- [Dataset extract]
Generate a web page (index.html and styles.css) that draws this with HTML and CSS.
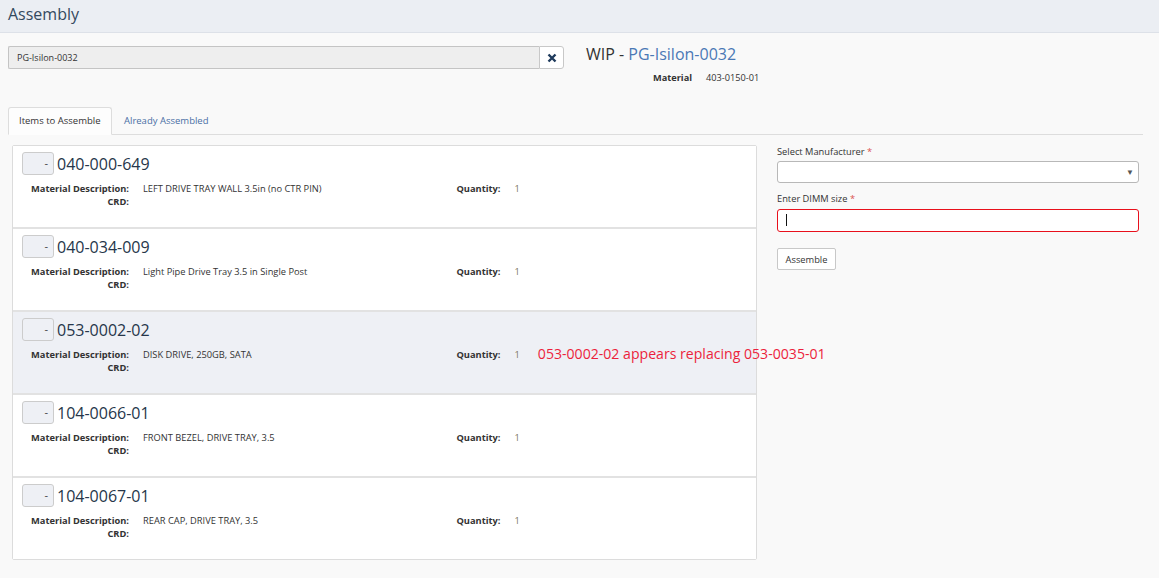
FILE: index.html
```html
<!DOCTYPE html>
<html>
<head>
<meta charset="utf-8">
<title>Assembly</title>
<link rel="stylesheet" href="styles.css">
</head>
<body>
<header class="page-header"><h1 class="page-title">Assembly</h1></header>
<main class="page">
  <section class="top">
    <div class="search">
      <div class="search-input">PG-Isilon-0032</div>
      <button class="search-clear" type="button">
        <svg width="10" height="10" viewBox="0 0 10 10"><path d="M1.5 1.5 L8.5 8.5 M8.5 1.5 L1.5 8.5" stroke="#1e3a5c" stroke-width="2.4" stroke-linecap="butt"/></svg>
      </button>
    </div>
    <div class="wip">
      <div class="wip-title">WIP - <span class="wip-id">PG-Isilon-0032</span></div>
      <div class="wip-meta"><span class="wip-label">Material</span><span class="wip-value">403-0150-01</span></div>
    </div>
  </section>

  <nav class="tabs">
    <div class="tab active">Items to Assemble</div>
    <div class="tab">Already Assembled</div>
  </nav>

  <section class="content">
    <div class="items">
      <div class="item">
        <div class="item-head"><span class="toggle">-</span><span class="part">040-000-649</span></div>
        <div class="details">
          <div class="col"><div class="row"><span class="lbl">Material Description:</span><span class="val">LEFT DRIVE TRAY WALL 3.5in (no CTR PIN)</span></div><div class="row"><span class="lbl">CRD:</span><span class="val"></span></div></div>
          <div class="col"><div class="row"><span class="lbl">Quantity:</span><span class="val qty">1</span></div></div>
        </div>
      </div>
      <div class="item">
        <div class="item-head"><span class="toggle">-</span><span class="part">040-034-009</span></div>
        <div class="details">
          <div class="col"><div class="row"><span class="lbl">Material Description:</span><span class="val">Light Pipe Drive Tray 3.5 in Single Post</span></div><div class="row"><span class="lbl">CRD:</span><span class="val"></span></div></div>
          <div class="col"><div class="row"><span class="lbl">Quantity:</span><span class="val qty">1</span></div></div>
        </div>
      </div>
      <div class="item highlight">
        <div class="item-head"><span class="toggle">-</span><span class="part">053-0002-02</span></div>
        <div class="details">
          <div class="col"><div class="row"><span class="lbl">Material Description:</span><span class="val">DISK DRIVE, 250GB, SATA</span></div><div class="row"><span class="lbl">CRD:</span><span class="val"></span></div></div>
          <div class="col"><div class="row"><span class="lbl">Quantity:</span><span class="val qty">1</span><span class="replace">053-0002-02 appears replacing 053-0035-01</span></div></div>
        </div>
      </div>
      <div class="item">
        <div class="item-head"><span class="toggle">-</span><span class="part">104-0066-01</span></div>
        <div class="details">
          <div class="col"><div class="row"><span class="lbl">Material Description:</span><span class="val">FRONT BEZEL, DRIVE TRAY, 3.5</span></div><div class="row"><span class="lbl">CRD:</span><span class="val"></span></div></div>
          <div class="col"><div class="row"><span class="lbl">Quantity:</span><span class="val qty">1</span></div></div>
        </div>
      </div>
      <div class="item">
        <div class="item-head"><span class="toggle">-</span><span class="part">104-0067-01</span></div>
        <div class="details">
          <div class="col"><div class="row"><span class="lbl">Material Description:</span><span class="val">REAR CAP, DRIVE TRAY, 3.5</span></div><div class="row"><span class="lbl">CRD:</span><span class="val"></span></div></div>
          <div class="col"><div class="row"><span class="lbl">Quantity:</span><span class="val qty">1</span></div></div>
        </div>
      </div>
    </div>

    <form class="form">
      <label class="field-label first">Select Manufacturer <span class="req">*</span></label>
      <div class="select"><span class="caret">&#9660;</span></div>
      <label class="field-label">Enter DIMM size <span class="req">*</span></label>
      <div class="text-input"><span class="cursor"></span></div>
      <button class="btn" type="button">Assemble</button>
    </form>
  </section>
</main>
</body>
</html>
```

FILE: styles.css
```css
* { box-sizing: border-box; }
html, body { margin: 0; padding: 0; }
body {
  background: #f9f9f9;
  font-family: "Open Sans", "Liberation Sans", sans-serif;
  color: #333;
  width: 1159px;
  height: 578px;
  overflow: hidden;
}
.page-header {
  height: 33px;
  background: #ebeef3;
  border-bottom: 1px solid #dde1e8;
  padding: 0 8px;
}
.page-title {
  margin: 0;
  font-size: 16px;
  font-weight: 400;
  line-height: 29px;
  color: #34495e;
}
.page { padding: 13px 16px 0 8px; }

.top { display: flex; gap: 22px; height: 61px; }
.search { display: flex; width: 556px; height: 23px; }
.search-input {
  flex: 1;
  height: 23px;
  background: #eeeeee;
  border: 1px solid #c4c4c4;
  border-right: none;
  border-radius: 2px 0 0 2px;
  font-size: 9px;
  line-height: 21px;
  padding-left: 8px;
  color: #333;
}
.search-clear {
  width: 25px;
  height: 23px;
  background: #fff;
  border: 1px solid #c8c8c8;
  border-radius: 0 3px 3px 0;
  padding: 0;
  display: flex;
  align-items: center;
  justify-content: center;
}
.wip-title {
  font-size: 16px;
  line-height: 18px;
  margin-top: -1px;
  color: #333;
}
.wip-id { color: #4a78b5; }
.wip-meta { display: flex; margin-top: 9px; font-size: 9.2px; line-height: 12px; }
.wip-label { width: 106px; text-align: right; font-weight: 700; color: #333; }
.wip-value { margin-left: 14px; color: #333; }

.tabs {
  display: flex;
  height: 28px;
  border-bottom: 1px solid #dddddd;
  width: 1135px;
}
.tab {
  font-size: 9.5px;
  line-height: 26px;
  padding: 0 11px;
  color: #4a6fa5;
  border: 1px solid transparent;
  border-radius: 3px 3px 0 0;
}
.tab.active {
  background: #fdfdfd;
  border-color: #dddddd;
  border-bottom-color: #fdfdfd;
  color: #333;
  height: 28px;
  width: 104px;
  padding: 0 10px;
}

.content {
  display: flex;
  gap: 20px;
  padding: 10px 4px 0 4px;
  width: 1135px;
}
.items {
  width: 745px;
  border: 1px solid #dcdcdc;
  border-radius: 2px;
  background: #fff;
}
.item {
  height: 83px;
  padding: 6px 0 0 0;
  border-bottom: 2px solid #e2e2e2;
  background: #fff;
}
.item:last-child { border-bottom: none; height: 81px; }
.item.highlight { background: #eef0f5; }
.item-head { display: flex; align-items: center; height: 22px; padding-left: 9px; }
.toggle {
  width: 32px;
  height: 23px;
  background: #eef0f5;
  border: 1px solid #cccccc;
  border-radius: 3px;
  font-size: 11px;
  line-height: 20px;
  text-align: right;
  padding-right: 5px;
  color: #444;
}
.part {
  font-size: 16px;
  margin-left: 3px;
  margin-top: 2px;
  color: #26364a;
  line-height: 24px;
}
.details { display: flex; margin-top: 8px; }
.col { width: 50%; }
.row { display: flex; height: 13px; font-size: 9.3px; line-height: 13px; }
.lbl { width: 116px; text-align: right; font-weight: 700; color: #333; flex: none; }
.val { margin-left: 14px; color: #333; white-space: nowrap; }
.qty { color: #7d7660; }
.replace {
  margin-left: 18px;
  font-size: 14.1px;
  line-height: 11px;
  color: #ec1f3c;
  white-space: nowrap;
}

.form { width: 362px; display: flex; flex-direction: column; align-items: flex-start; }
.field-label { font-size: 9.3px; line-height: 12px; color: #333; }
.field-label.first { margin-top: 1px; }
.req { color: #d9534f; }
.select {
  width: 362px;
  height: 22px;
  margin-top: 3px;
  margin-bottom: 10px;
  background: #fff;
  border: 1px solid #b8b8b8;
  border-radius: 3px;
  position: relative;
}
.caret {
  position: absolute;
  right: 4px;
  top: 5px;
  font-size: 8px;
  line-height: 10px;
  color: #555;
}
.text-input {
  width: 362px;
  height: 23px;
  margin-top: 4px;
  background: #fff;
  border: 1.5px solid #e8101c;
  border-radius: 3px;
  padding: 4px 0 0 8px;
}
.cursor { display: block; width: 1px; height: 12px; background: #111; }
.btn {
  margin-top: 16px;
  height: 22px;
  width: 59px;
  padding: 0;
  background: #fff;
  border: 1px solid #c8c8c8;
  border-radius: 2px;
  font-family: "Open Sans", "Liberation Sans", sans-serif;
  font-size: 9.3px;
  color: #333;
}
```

- [Task goal] In the material above, find each line that contains the word "page", and select it.

- [Task answer]
Generate a web page (index.html and styles.css) that draws this with HTML and CSS.
<header class="page-header"><h1 class="page-title">Assembly</h1></header>
<main class="page">
.page-header {
.page-title {
.page { padding: 13px 16px 0 8px; }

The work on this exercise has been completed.